You want to stop that pipeline, and you would have stopped it weeks ago, but you know what would happen. The people who dislike (hate) you and everything you try to do would become enlivened, and the people who support you would become happier and more thankful; and you know happy, thankful people are much less likely to vote than angry people. You don’t want to do anything important or powerful this close to the election. You (rightly) know that the most important thing for the health of our nation is to, firstly, keep Mr. Trump from the presidency (which is life or death for us all), but then to turn the senate back to democratic control, which can perhaps set our very ill judicial system back in order. This turnover of the senate requires the reasonable and hopeful among us to vote, up and down ballot. You also think that if the supreme court can get one, two, or three liberal (or even moderate) new members, our country will be on the right path soon enough.
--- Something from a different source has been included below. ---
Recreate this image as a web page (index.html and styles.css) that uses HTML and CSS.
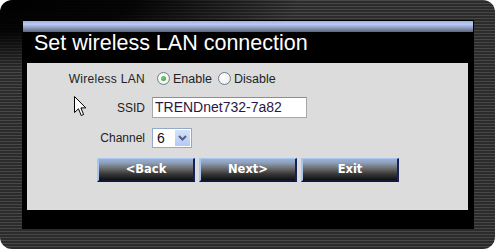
FILE: index.html
```html
<!DOCTYPE html>
<html>
<head>
<meta charset="utf-8">
<link rel="stylesheet" href="styles.css">
</head>
<body>
<div class="frame">
  <div class="panel">
    <div class="bluebar"></div>
    <div class="title">Set wireless LAN connection</div>
    <div class="content">
      <div class="form">
        <div class="label wide">Wireless LAN</div>
        <div class="radios">
          <span class="radio checked"></span><span class="rtext">Enable</span>
          <span class="radio"></span><span class="rtext">Disable</span>
        </div>
        <div class="label">SSID</div>
        <div class="ctrl"><div class="input">TRENDnet732-7a82</div></div>
        <div class="label">Channel</div>
        <div class="ctrl">
          <div class="select"><span class="sval">6</span><span class="sbtn"><svg width="9" height="6" viewBox="0 0 9 6"><path d="M1 1 L4.5 4.5 L8 1" fill="none" stroke="#4d6185" stroke-width="2"/></svg></span></div>
        </div>
        <div class="buttons">
          <div class="btn">&lt;Back</div>
          <div class="btn">Next&gt;</div>
          <div class="btn">Exit</div>
        </div>
      </div>
      <svg class="cursor" width="13" height="21" viewBox="0 0 13 21"><path d="M0.5 0.5 L0.5 16.5 L4.5 12.8 L7.2 19.5 L9.6 18.5 L6.9 11.9 L11.8 11.9 Z" fill="#fff" stroke="#000" stroke-width="1"/></svg>
    </div>
  </div>
</div>
</body>
</html>
```

FILE: styles.css
```css
html, body { margin: 0; padding: 0; background: #fff; }
.frame {
  width: 495px; height: 249px; box-sizing: border-box;
  border-radius: 12px;
  padding: 20px 21px 20px 22px;
  background:
    radial-gradient(ellipse 300px 70px at 0 0, rgba(0,0,0,1) 0%, rgba(0,0,0,0.9) 45%, rgba(0,0,0,0) 100%),
    repeating-linear-gradient(to bottom, #474747 0px, #474747 1px, #2b2b2b 1px, #2b2b2b 3px);
}
.panel {
  background: #000; height: 100%;
  display: flex; flex-direction: column;
}
.bluebar {
  height: 11px; margin: 1px 1px 0 1px;
  background: linear-gradient(to bottom, #9db3e8 0%, #b9c9f2 30%, #8a98be 65%, #5f6672 100%);
}
.title {
  height: 31px; box-sizing: border-box;
  padding-left: 12px;
  font-family: "Liberation Sans", Arial, sans-serif;
  font-size: 21.5px; line-height: 22px; color: #fff;
}
.content {
  position: relative;
  flex: 1;
  margin: 0 6px 19px 5px;
  background: #dcdcdc;
  font-family: "Liberation Sans", Arial, sans-serif;
  font-size: 12px; color: #222;
}
.form {
  display: grid;
  grid-template-columns: 118px auto;
  grid-template-rows: 17px 21px 20px 24px;
  column-gap: 7px; row-gap: 10px;
  padding-top: 7px;
}
.label { justify-self: end; align-self: center; }
.label.wide { letter-spacing: 0.3px; }
.radios { display: flex; align-items: center; padding-left: 5px; }
.radio {
  width: 11px; height: 11px; border-radius: 50%;
  border: 1px solid #6f7f90;
  background: radial-gradient(circle at 40% 40%, #fff 0%, #f2f2f2 60%, #d8dde2 100%);
  position: relative; box-sizing: content-box;
}
.radio.checked::after {
  content: ""; position: absolute; left: 3px; top: 3px;
  width: 5px; height: 5px; border-radius: 50%;
  background: radial-gradient(circle at 40% 40%, #7fd07f, #2f8f2f);
}
.rtext { margin-left: 3px; margin-right: 6px; font-size: 12.5px; }
.ctrl { display: flex; align-items: stretch; }
.input {
  width: 155px; box-sizing: border-box;
  border: 1px solid #a7a7a7; border-top-color: #8e8e8e;
  background: #fff; color: #2b1646;
  font-size: 14px; line-height: 19px; padding-left: 2px;
}
.select {
  width: 40px; box-sizing: border-box;
  border: 1px solid #94a9c3; background: #fff;
  display: flex; align-items: stretch;
}
.sval { flex: 1; font-size: 14px; line-height: 18px; padding-left: 4px; color: #111; }
.sbtn {
  width: 15px; margin: 1px 1px 1px 0;
  background: linear-gradient(to bottom, #d4e1fb, #b4c9f4);
  display: flex; align-items: center; justify-content: center;
}
.buttons {
  grid-column: 1 / 3;
  display: flex; gap: 4px;
  margin-left: 70px;
}
.btn {
  width: 98px; height: 24px; box-sizing: border-box;
  border-style: solid; border-width: 1px 2px 2px 2px;
  border-color: #a9c6ef #18205a #101838 #a9c6ef;
  background: linear-gradient(to bottom, #9bb2d6 0%, #8da0bc 18%, #6c6c6c 45%, #3a3a3a 70%, #111 100%);
  color: #fff;
  font-family: "DejaVu Sans", Verdana, sans-serif; font-weight: bold;
  font-size: 11.5px; line-height: 20px; text-align: center;
}
.cursor { position: absolute; left: 47px; top: 33px; }
```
But I don’t think we can wait for the two or three new jurists. The power of corporations to buy congressmen and senators is so overwhelming, I don’t think President Hillary will get a chance in the two years she will have before the next elections (when she will likely suffer electorally as most presidents do) to get any meaningful legislation passed. Congressmen and senators who are loudest at attacking regulation, who are most effective at making government fail, receive the greatest financial rewards (legally!), and due to how their districts are drawn, will not likely be risking defeat.
This is our need. After the election (if not sooner), please say the obvious again and again and everywhere: we are in the last months of our democracy. You certainly see this. Please say it. Voting already barely matters, since most people have been convinced (by the mouthpieces of corporations and the corporate media) that corruption (corporate control) has already won. If voting actually still matters, this election might be the last time it does.
I know this is asking you to risk your life. Seriously, like you haven’t been doing that already! If you actually say the truth about the near total corporate control of congress and the judiciary, you will be so much more likely to be targeted by our military industrial complex, as our dear President Eisenhower warned. I am so sorry to ask you to do this. But who else can say what needs to be said, who else but you? President Hillary will have to work with these people to get things done. You, in your final two months, could open the way for her. I don’t know how you ended up in this position, but we all need you there to do this thing for us all.
Perhaps it is already too late. Who knows? But you (I hope!) and I do know that without a change to our laws, to our constitution, now, corporations will gain the final hold over both houses of congress for good, and this bulldozing and steamrolling over the people, over our expressed will, over the country’s morality, will then be unstoppable. These dear tribal nations, our environment, people of color, our food industry, our health, our oceans, all will be second to corporate profits. Please help!